* start *
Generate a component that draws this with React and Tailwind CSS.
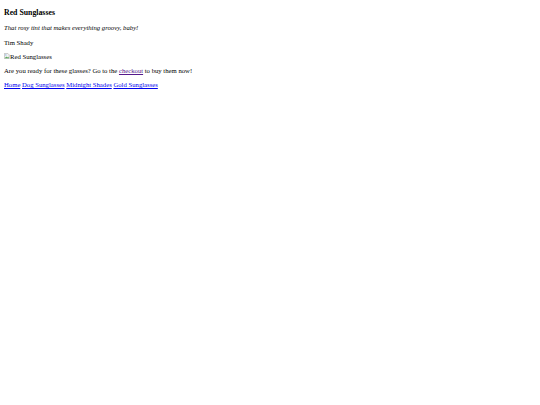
import React from 'react';

function BrokenImage() {
  return (
    <svg width="6" height="6" viewBox="0 0 16 16" className="inline-block align-baseline">
      <path d="M1 1h9l4 4v10H1z" fill="#f2f2f2" stroke="#9a9a9a" strokeWidth="1.4" />
      <path d="M2 14l4-5 3 3 2-2 3 4z" fill="#5aa85a" />
      <circle cx="5" cy="5" r="1.6" fill="#6fa8dc" />
    </svg>
  );
}

export default function App() {
  return (
    <div className="min-h-[405px] bg-white pt-[6px] pl-1 text-black text-[6.7px] leading-[14px]" style={{ fontFamily: '"Liberation Serif", "Times New Roman", serif' }}>
      <h3 className="font-bold text-[7.8px]">Red Sunglasses</h3>
      <p className="italic leading-[16px]">That rosy tint that makes everything groovy, baby!</p>
      <p>Tim Shady</p>
      <p>
        <BrokenImage />
        <span>Red Sunglasses</span>
      </p>
      <p>
        Are you ready for these glasses? Go to the{' '}
        <a href="#" className="underline text-[#551a8b]">checkout</a> to buy them now!
      </p>
      <p className="text-[#0000ee]">
        <a href="#" className="underline">Home</a>{' '}
        <a href="#" className="underline">Dog Sunglasses</a>{' '}
        <a href="#" className="underline">Midnight Shades</a>{' '}
        <a href="#" className="underline">Gold Sunglasses</a>
      </p>
    </div>
  );
}
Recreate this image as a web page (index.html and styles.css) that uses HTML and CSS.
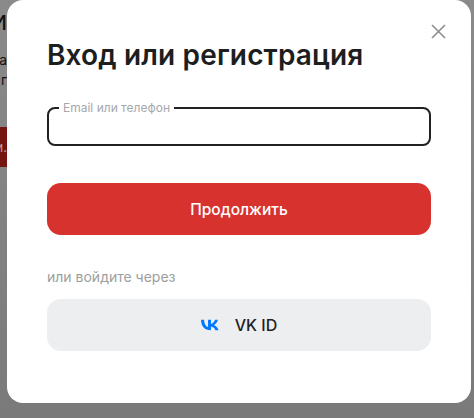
FILE: index.html
```html
<!DOCTYPE html>
<html lang="ru">
<head>
<meta charset="UTF-8">
<meta name="viewport" content="width=device-width, initial-scale=1.0">
<title>Вход или регистрация</title>
<link rel="stylesheet" href="styles.css">
</head>
<body>

<div class="page">
  <div class="behind">
    <div class="behind-title">И</div>
    <div class="behind-text">а</div>
    <div class="behind-text">г</div>
    <div class="behind-btn">и.&lrm;</div>
  </div>

  <div class="modal">
    <div class="modal-top">
      <button class="close" type="button" aria-label="Закрыть">
        <svg width="15" height="15" viewBox="0 0 15 15">
          <path d="M1 1L14 14M14 1L1 14" stroke="#8b8d8f" stroke-width="1.6" fill="none"/>
        </svg>
      </button>
    </div>
    <h1 class="modal-title">Вход или регистрация</h1>
    <fieldset class="field">
      <legend class="field-label">Email или телефон</legend>
      <input class="field-input" type="text" id="login" name="login">
    </fieldset>
    <button class="btn btn-primary" type="button">Продолжить</button>
    <p class="hint">или войдите через</p>
    <button class="btn btn-vk" type="button">
      <svg width="18" height="12" viewBox="0 0 24 14">
        <path fill="#0077ff" d="M13.07 14C4.87 14 .2 8.74 0 0h4.1c.14 6.41 3.02 9.13 5.3 9.69V0h3.87v5.53c2.26-.24 4.64-2.76 5.44-5.53h3.87c-.65 3.41-3.36 5.94-5.29 7 1.93.85 5.02 3.09 6.2 7h-4.26c-.91-2.7-3.19-4.79-5.96-5.03V14h-.47z"/>
      </svg>
      <span>VK ID</span>
    </button>
  </div>
</div>

</body>
</html>
```

FILE: styles.css
```css
/* Login modal over a dimmed page */
body, html {
  margin: 0;
  padding: 0;
  font-family: Inter, "Noto Sans", sans-serif;
}
.page {
  display: flex;
  height: 418px;
  overflow: hidden;
  background: linear-gradient(#8a8a8a, #7a7a7a);
}
.behind {
  width: 7px;
  flex-shrink: 0;
  overflow: hidden;
  padding-top: 8px;
  color: #111;
  white-space: nowrap;
  direction: rtl;
}
.behind-title {
  font-size: 20px;
  line-height: 30px;
  font-weight: 500;
  margin-bottom: 12px;
}
.behind-text {
  font-size: 14px;
  line-height: 20px;
}
.behind-btn {
  margin-top: 37px;
  height: 40px;
  line-height: 40px;
  background-color: #74160f;
  color: #b9a09f;
  font-size: 13px;
}
.modal {
  width: 464px;
  height: 403px;
  flex-shrink: 0;
  box-sizing: border-box;
  padding: 0 40px;
  background-color: #fff;
  border-radius: 16px;
}
.modal-top {
  display: flex;
  justify-content: flex-end;
  padding-top: 24px;
  height: 15px;
  margin-right: -15px;
}
.close {
  padding: 0;
  border: none;
  background: none;
  width: 15px;
  height: 15px;
  display: block;
}
.modal-title {
  margin: 0;
  font-size: 28px;
  line-height: 32px;
  letter-spacing: 0.15px;
  font-weight: 600;
  color: #1c1e20;
}
.field {
  margin: 31px 0 0;
  padding: 0 10px;
  height: 44px;
  box-sizing: border-box;
  border: 2px solid #1f2123;
  border-radius: 8px;
}
.field-label {
  padding: 0 4px;
  font-size: 12px;
  line-height: 12px;
  color: #a6a8aa;
}
.field-input {
  display: block;
  width: 100%;
  border: none;
  outline: none;
  padding: 0;
  background: none;
}
.btn {
  display: flex;
  align-items: center;
  justify-content: center;
  width: 100%;
  height: 52px;
  border: none;
  border-radius: 14px;
  font-family: inherit;
  font-size: 15.5px;
  font-weight: 500;
}
.btn-primary {
  margin-top: 37px;
  background-color: #d8322f;
  color: #fff;
}
.hint {
  margin: 33px 0 0;
  font-size: 14px;
  line-height: 18px;
  color: #9c9ea0;
}
.btn-vk {
  margin-top: 13px;
  gap: 16px;
  background-color: #eceef0;
  color: #1f2123;
  font-size: 16px;
}
```
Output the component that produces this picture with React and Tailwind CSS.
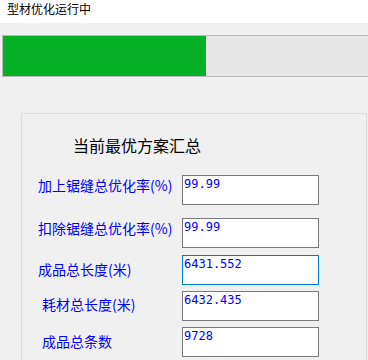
export default function App() {
  const cjk = { fontFamily: '"Noto Sans CJK SC", "Noto Sans", sans-serif' };
  const mono = { fontFamily: '"DejaVu Sans Mono", "Liberation Mono", monospace' };
  const rows = [
    { label: "加上锯缝总优化率(%)", value: "99.99", mt: "mt-[22px]", pl: "pl-[16px]", pb: "pb-[10px]", focus: false },
    { label: "扣除锯缝总优化率(%)", value: "99.99", mt: "mt-[13px]", pl: "pl-[16px]", pb: "pb-[10px]", focus: false },
    { label: "成品总长度(米)", value: "6431.552", mt: "mt-[7px]", pl: "pl-[16px]", pb: "pb-[3px]", focus: true },
    { label: "耗材总长度(米)", value: "6432.435", mt: "mt-[6px]", pl: "pl-[20px]", pb: "pb-[5px]", focus: false },
    { label: "成品总条数", value: "9728", mt: "mt-[6px]", pl: "pl-[20px]", pb: "pb-[3px]", focus: false },
  ];
  return (
    <div className="w-[368px] h-[360px] overflow-hidden bg-[#f0f0f0] flex flex-col" style={cjk}>
      <div className="h-[23px] shrink-0 bg-white pl-[7px] pt-[2px] text-[12px] leading-[14px] text-black">
        型材优化运行中
      </div>
      <div className="mt-[12px] ml-[2px] w-[400px] h-[42px] shrink-0 border border-[#bcbcbc] bg-[#e6e6e6] flex">
        <div className="w-[203px] h-full bg-[#06b025]" />
      </div>
      <div className="mt-[36px] ml-[21px] w-[346px] h-[300px] shrink-0 border border-[#dcdcdc] flex flex-col">
        <div className="mt-[23px] pl-[51px] text-[16px] leading-[16px] text-black">当前最优方案汇总</div>
        {rows.map((r, i) => (
          <div key={i} className={`${r.mt} flex items-center h-[30px]`}>
            <div className={`w-[160px] shrink-0 ${r.pl} ${r.pb} text-[14px] leading-[16px] text-[#0000ff] whitespace-nowrap`}>
              {r.label}
            </div>
            <div
              className={`w-[137px] h-[30px] bg-white border ${r.focus ? "border-[#0078d7]" : "border-[#7a7a7a]"} pl-[1px] pt-[1px] text-[12px] leading-[14px] text-[#0000ff]`}
              style={mono}
            >
              {r.value}
            </div>
          </div>
        ))}
      </div>
    </div>
  );
}
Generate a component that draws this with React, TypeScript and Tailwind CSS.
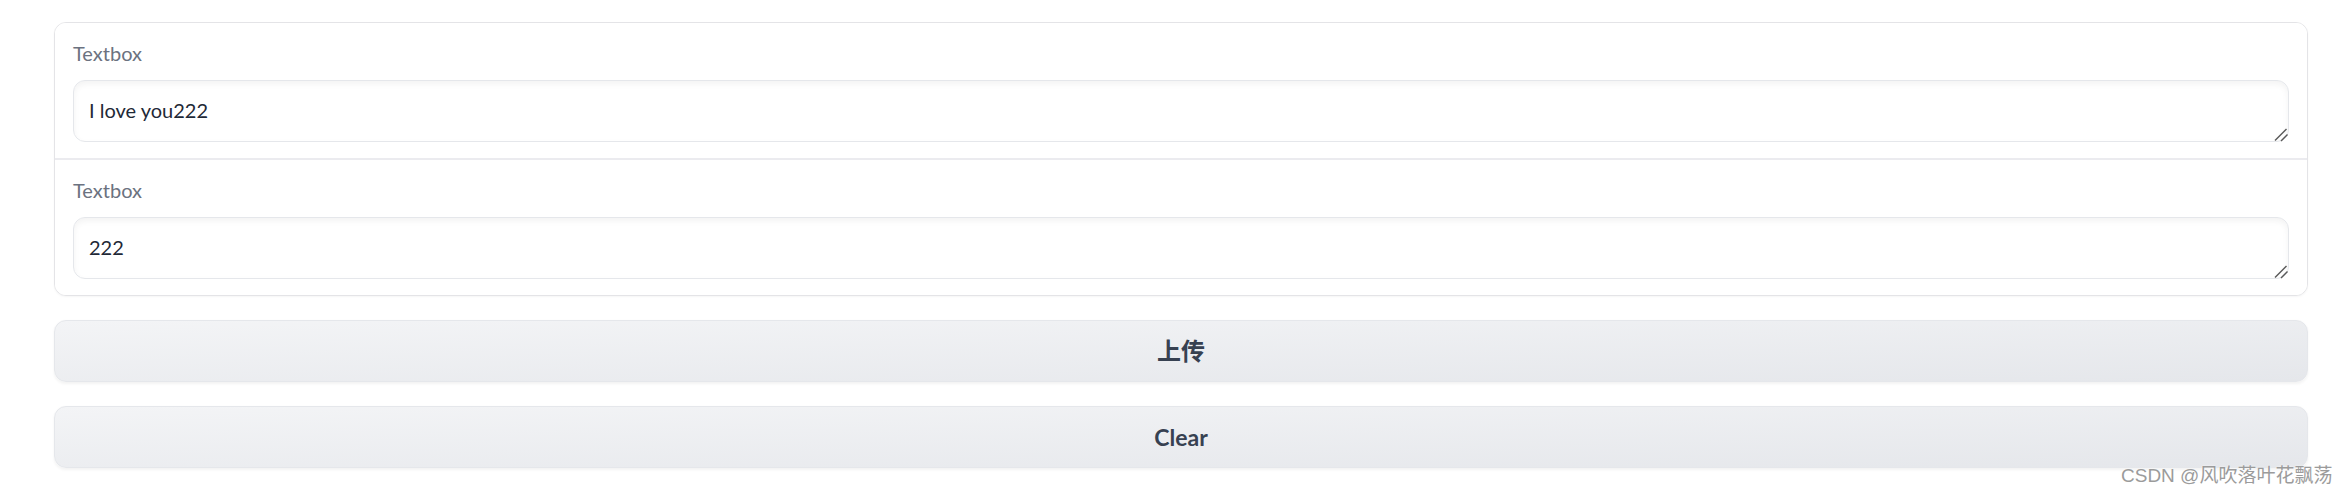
import React from "react";

const latin = "font-['Lato','Noto_Sans_CJK_SC',sans-serif]";

const Grip = () => (
    <svg
        className="pointer-events-none absolute right-0 bottom-0 h-[16px] w-[16px]"
        viewBox="0 0 16 16"
        fill="none"
        stroke="#595959"
        strokeWidth="1.5"
    >
        <path d="M2 14.5 L13.5 3" />
        <path d="M8 15 L14.5 8.5" />
    </svg>
);

const TextBlock = ({ value }: { value: string }) => (
    <div className="px-[18px] pt-[15px] pb-[16px] bg-white">
        <label className="block text-[20px] leading-[31px] text-[#6b7280] mb-[11px]">
            Textbox
        </label>
        <div className="relative">
            <textarea
                defaultValue={value}
                className={`block w-full h-[62px] resize-none rounded-[12px] border border-[#e5e7eb] bg-white px-[15px] pt-[14px] pb-[10px] text-[20px] leading-[31px] text-[#1f2937] shadow-[inset_0_3px_6px_rgba(0,0,0,0.05)] outline-none ${latin}`}
            />
            <Grip />
        </div>
    </div>
);

const App = () => {
    return (
        <div className={`relative min-h-[492px] bg-white pl-[54px] pr-[39px] pt-[22px] ${latin}`}>
            <div className="flex flex-col gap-[24px]">
                <div className="rounded-[12px] border border-[#e4e4e7] bg-white overflow-hidden shadow-[0_1px_2px_rgba(0,0,0,0.04)]">
                    <TextBlock value="I love you222" />
                    <div className="h-[2px] bg-[#ebebef]" />
                    <TextBlock value="222" />
                </div>
                <button className="h-[62px] w-full rounded-[12px] border border-[#e5e7eb] bg-gradient-to-br from-[#f3f4f6] to-[#e5e7eb] text-[24px] font-bold text-[#374151] shadow-[0_1.5px_3px_rgba(0,0,0,0.05)]">
                    上传
                </button>
                <button className="h-[62px] w-full rounded-[12px] border border-[#e5e7eb] bg-gradient-to-br from-[#f3f4f6] to-[#e5e7eb] text-[23px] font-bold text-[#374151] shadow-[0_1.5px_3px_rgba(0,0,0,0.05)]">
                    Clear
                </button>
            </div>
            <div className="absolute left-[2121px] top-[464px] text-[19px] leading-[24px] text-[#9b9b9b] font-['Liberation_Sans','Noto_Sans_CJK_SC',sans-serif] [text-shadow:0_0_2px_#fff]">
                CSDN @风吹落叶花飘荡
            </div>
        </div>
    );
};

export default App;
* end *
→ **Task description**
What is the number of lines in this material that hold the string "Tailwind"? Answer with that number only.

→ **Result**
3